Best Novella - Sun-daughters, Sea-daughters by Aimee Ogden

Publisher – Tordotcom

Published – Out Now

Price – £8.99 paperback £3.64 Kindle eBook

Gene-edited human clans have scattered throughout the galaxy, adapting themselves to environments as severe as the desert and the sea. Atuale, the daughter of a Sea-Clan lord, sparked a war by choosing her land-dwelling love and rejecting her place among her people. Now her husband and his clan are dying of a virulent plague, and Atuale’s sole hope for finding a cure is to travel off-planet. The one person she can turn to for help is the black-market mercenary known as the World Witch—and Atuale’s former lover. Time, politics, bureaucracy, and her own conflicted desires stand between Atuale and the hope for her adopted clan.

Retellings we are all used to in genre. Finding new angles on familiar stories is a great way to explore how social attitudes change over time. A lesser taken path though there are many examples is what comes next? Does everyone really live happy ever after in unchanging statis? This is an interesting angle explored in Aimee Ogden’s Sun-Daughters, Sea-Daughters that reimagines The Little Mermaid and what comes after in a far flung future alien world.

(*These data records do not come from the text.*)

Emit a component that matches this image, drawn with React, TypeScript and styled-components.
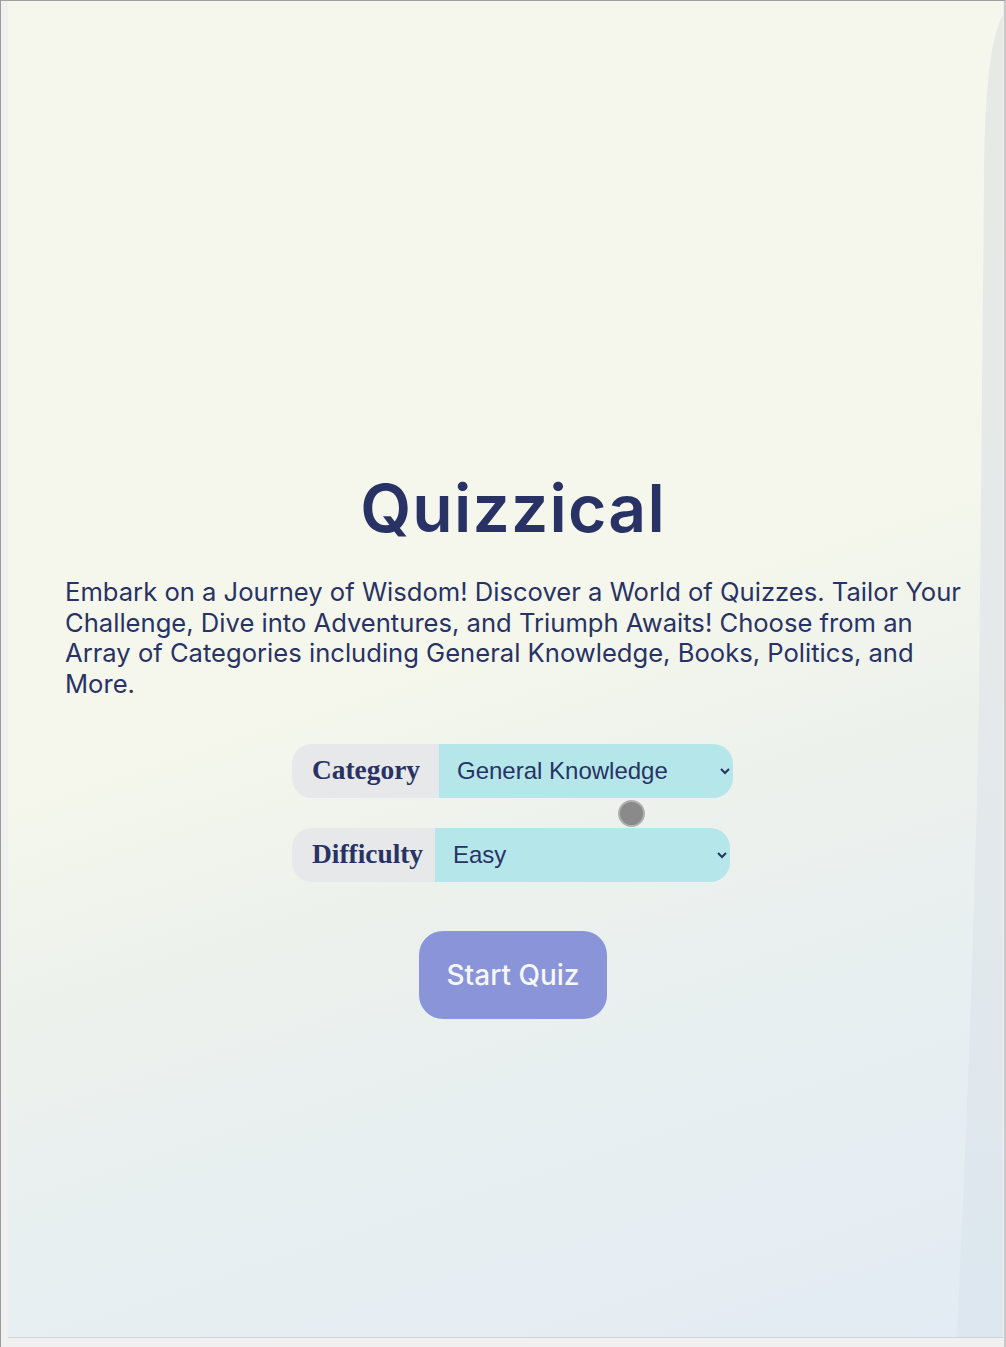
import React from "react";
import styled, { createGlobalStyle } from "styled-components";

const Global = createGlobalStyle`
  html, body { margin: 0; padding: 0; }
  body { background: #f0f0f0; }
  * { box-sizing: border-box; }
`;

const Frame = styled.div`
  width: 1006px;
  height: 1347px;
  border-top: 1px solid #a0a0a0;
  border-left: 1px solid #9a9a9a;
  border-right: 2px solid #c8c8c8;
  padding: 0 1px 9px 7px;
  background: #f0f0f0;
  display: flex;
`;

const Panel = styled.main`
  position: relative;
  flex: 1;
  overflow: hidden;
  border-bottom: 1px solid #d2d2d2;
  background:
    linear-gradient(162deg, #f5f7ec 0%, #f5f7ec 48%, #ecf1ec 62%, #e8eff1 78%, #e3ebf4 100%);
  padding: 474px 42px 0 57px;
`;

const Blob = styled.svg`
  position: absolute;
  top: 0;
  right: 0;
  width: 60px;
  height: 100%;
  pointer-events: none;
`;

const Column = styled.div`
  position: relative;
  width: 896px;
  display: flex;
  flex-direction: column;
  align-items: center;
`;

const Title = styled.h1`
  margin: 0;
  font-family: Inter, "Noto Sans", sans-serif;
  font-weight: 600;
  font-size: 66px;
  line-height: 1;
  letter-spacing: 1.2px;
  color: #293264;
`;

const Intro = styled.p`
  margin: 36px 0 0;
  align-self: stretch;
  width: 898px;
  font-family: Inter, "Noto Sans", sans-serif;
  font-weight: 400;
  font-size: 25.6px;
  line-height: 30.7px;
  color: #293264;
`;

const Form = styled.div`
  margin-top: 44px;
  width: 442px;
  display: flex;
  flex-direction: column;
  align-items: flex-start;
  gap: 30px;
`;

const Row = styled.div`
  display: flex;
  height: 54px;
`;

const Label = styled.label<{ $w: number }>`
  width: ${(p) => p.$w}px;
  height: 54px;
  display: flex;
  align-items: center;
  padding-left: 20px;
  background: #e6e8ea;
  border-radius: 20px 0 0 20px;
  font-family: "Liberation Serif", "Times New Roman", serif;
  font-weight: 700;
  font-size: 27.4px;
  color: #293264;
`;

const Select = styled.select<{ $w: number }>`
  width: ${(p) => p.$w}px;
  height: 54px;
  border: none;
  outline: none;
  border-radius: 0 20px 20px 0;
  background: #b5e6ea;
  padding: 0 17px 0 14px;
  font-family: "Liberation Sans", Arial, sans-serif;
  font-size: 24px;
  color: #293264;
`;

const StartButton = styled.button`
  margin-top: 49px;
  width: 188px;
  height: 88px;
  border: none;
  border-radius: 24px;
  background: #8a94d8;
  color: #f6f7fb;
  font-family: Inter, "Noto Sans", sans-serif;
  font-weight: 500;
  font-size: 28px;
  cursor: pointer;
`;

const TouchDot = styled.span`
  position: absolute;
  left: 553px;
  top: 325px;
  width: 27px;
  height: 27px;
  border-radius: 50%;
  background: #8a8a8a;
  border: 2px solid #b0b0b0;
`;

export default function App() {
  return (
    <>
      <Global />
      <Frame>
        <Panel>
          <Blob viewBox="0 0 60 1336" preserveAspectRatio="none">
            <defs>
              <linearGradient id="blobFill" x1="0" y1="0" x2="0" y2="1">
                <stop offset="0" stopColor="#e7e9e5" />
                <stop offset="0.5" stopColor="#e5e9ea" />
                <stop offset="1" stopColor="#dce7ef" />
              </linearGradient>
            </defs>
            <path
              d="M60 14 C 50 32, 42 70, 41 180 L 36 700 C 30 1000, 20 1200, 14 1336 L 60 1336 Z"
              fill="url(#blobFill)"
            />
          </Blob>
          <Column>
            <Title>Quizzical</Title>
            <Intro>
              Embark on a Journey of Wisdom! Discover a World of Quizzes. Tailor Your Challenge, Dive
              into Adventures, and Triumph Awaits! Choose from an Array of Categories including General
              Knowledge, Books, Politics, and More.
            </Intro>
            <Form>
              <Row>
                <Label $w={147} htmlFor="category">Category</Label>
                <Select $w={294} id="category" defaultValue="9">
                  <option value="9">General Knowledge</option>
                  <option value="10">Books</option>
                  <option value="24">Politics</option>
                </Select>
              </Row>
              <Row>
                <Label $w={143} htmlFor="difficulty">Difficulty</Label>
                <Select $w={295} id="difficulty" defaultValue="easy">
                  <option value="easy">Easy</option>
                  <option value="medium">Medium</option>
                  <option value="hard">Hard</option>
                </Select>
              </Row>
            </Form>
            <StartButton type="button">Start Quiz</StartButton>
            <TouchDot />
          </Column>
        </Panel>
      </Frame>
    </>
  );
}
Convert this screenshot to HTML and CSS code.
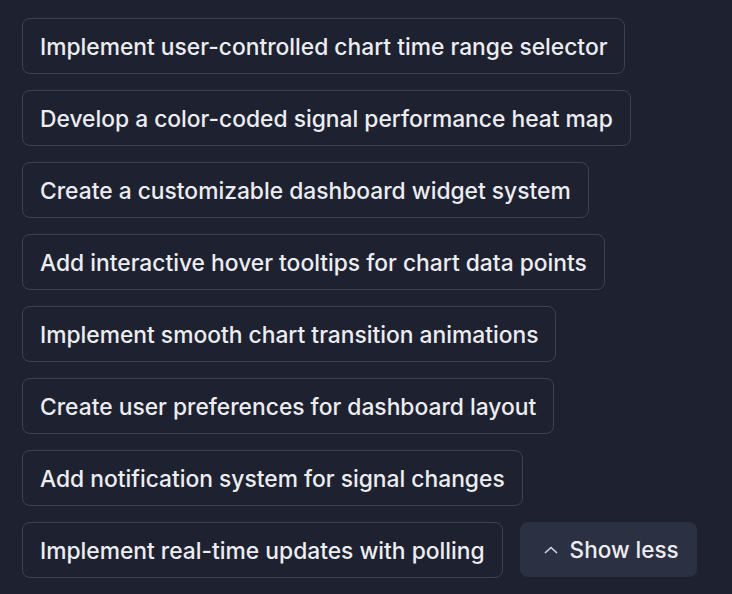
FILE: index.html
```html
<!DOCTYPE html>
<html>
<head>
<meta charset="utf-8">
<link rel="stylesheet" href="styles.css">
</head>
<body>
<div class="list">
  <button class="chip">Implement user-controlled chart time range selector</button>
  <button class="chip">Develop a color-coded signal performance heat map</button>
  <button class="chip">Create a customizable dashboard widget system</button>
  <button class="chip">Add interactive hover tooltips for chart data points</button>
  <button class="chip">Implement smooth chart transition animations</button>
  <button class="chip">Create user preferences for dashboard layout</button>
  <button class="chip">Add notification system for signal changes</button>
  <button class="chip">Implement real-time updates with polling</button>
  <button class="toggle"><svg class="chev" width="14" height="8" viewBox="0 0 14 8"><path d="M1 7L7 1.5L13 7" fill="none" stroke="currentColor" stroke-width="1.6"/></svg>Show less</button>
</div>
</body>
</html>
```
FILE: styles.css
```css
html, body {
  margin: 0;
  background: #1e2130;
}
body {
  padding: 18px 22px;
  font-family: Inter, "Noto Sans", sans-serif;
}
.list {
  display: flex;
  flex-wrap: wrap;
  gap: 16px 17px;
  width: 690px;
}
.chip {
  height: 56px;
  box-sizing: border-box;
  padding: 0 17px;
  background: #1e2130;
  border: 1.5px solid #3c4155;
  border-radius: 8px;
  color: #ecedf1;
  font-family: inherit;
  font-size: 22.8px;
  font-weight: 500;
}
.toggle {
  height: 55px;
  box-sizing: border-box;
  padding: 0 18px 0 24px;
  background: #2c3043;
  border: none;
  border-radius: 8px;
  color: #ecedf1;
  font-family: inherit;
  font-size: 22.5px;
  font-weight: 500;
  display: flex;
  align-items: center;
  gap: 12px;
}
.chev { color: #d6d8e0; }
```
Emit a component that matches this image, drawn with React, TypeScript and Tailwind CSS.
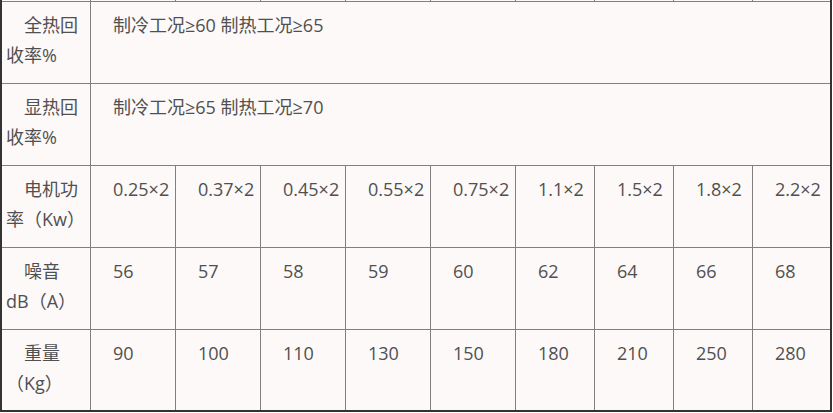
const motor = ["0.25×2", "0.37×2", "0.45×2", "0.55×2", "0.75×2", "1.1×2", "1.5×2", "1.8×2", "2.2×2"];
const noise = ["56", "57", "58", "59", "60", "62", "64", "66", "68"];
const weight = ["90", "100", "110", "130", "150", "180", "210", "250", "280"];

const cell = "bg-[#fdf9f9] pl-[4px] pr-[4px] pt-[8px] indent-[18px] leading-[30px]";

function Label({ a, b }: { a: string; b: string }) {
  return (
    <div className={cell}>
      {a}
      <br />
      {b}
    </div>
  );
}

function Row({ label, values }: { label: [string, string]; values: string[] }) {
  return (
    <>
      <Label a={label[0]} b={label[1]} />
      {values.map((v, i) => (
        <div key={i} className={cell + " whitespace-nowrap"}>
          {v}
        </div>
      ))}
    </>
  );
}

export default function App() {
  return (
    <div className="w-[832px] bg-white">
      <div
        className="grid grid-cols-[88px_repeat(5,84px)_repeat(3,78px)_77px] grid-rows-[1px_repeat(4,81px)_80px] gap-px bg-[#808080] border-l-2 border-r-2 border-b-2 border-[#333333] text-[18px] text-[#505050]"
        style={{ fontFamily: '"Open Sans", "Noto Sans CJK SC", sans-serif' }}
      >
        {/* sliver of the row above */}
        {Array.from({ length: 10 }).map((_, i) => (
          <div key={i} className="bg-[#fdf9f9]" />
        ))}

        <Label a="全热回" b="收率%" />
        <div className={cell + " col-span-9"}>制冷工况≥60 制热工况≥65</div>

        <Label a="显热回" b="收率%" />
        <div className={cell + " col-span-9"}>制冷工况≥65 制热工况≥70</div>

        <Row label={["电机功", "率（Kw）"]} values={motor} />
        <Row label={["噪音", "dB（A）"]} values={noise} />
        <Row label={["重量", "（Kg）"]} values={weight} />
      </div>
    </div>
  );
}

Atuale the royal daughter of a Sea-Clan royal fell in love with a member of the land-clan. She sought out the Witch Yanja and via their gene-editing off world technology technology Atuale found herself transformed and able to live on land banished from her family. But recently a new disease is striking all her new clan and now her partner Saareval is also very ill and likely to die Atuale seeks out Yanja to make another deal but this one will require them to face the stars and hidden secrets that will change their dynamic forever.

I’ve had a mixed reaction to this story and I’m going to caveat that I loathe the Little Mermaid tale so I may be biased. On the one hand what really works for me is the world building and cultyres that Ogden has created. The land and sea cultures; the technology that allows life to edit genes and then we go off world and find all sorts of varieties of human life. There is a nice message here about humanity treating those in need appropriately which in a post 2020 world is for me feeling very true and honest. I really enjoyed the character of Yanja the Witch who we find has now changed themselves to male and here is not a villain but more someone with their own agency and investment in Atuale which is well explored. This world has depth and history to it which is not easy to do in a novella.

My issue was Atuale our central character and narrator just feels very one note. They do this then that and then this. While I sense the idea is to show us that Atuale is just someone who always wants to see and do more they came across as someone who just did what they pleased and there are little consequences for that behaviour. I didn’t really buy the way the relationship with Yanja unfurled and even the restraint that eventually captures Atuale at the end doesn’t feel so strong a choice. As such I never felt too invested in the mercy mission and what would happen next.

Sun-Daughters, Sea-Daughters was a interesting read and demonstrates a writer who is certainly capable of creative science fiction stories. While it hasn’t grabbed me in this story this may be more due to my natural biases against the original story, I think others may find this an interesting tale.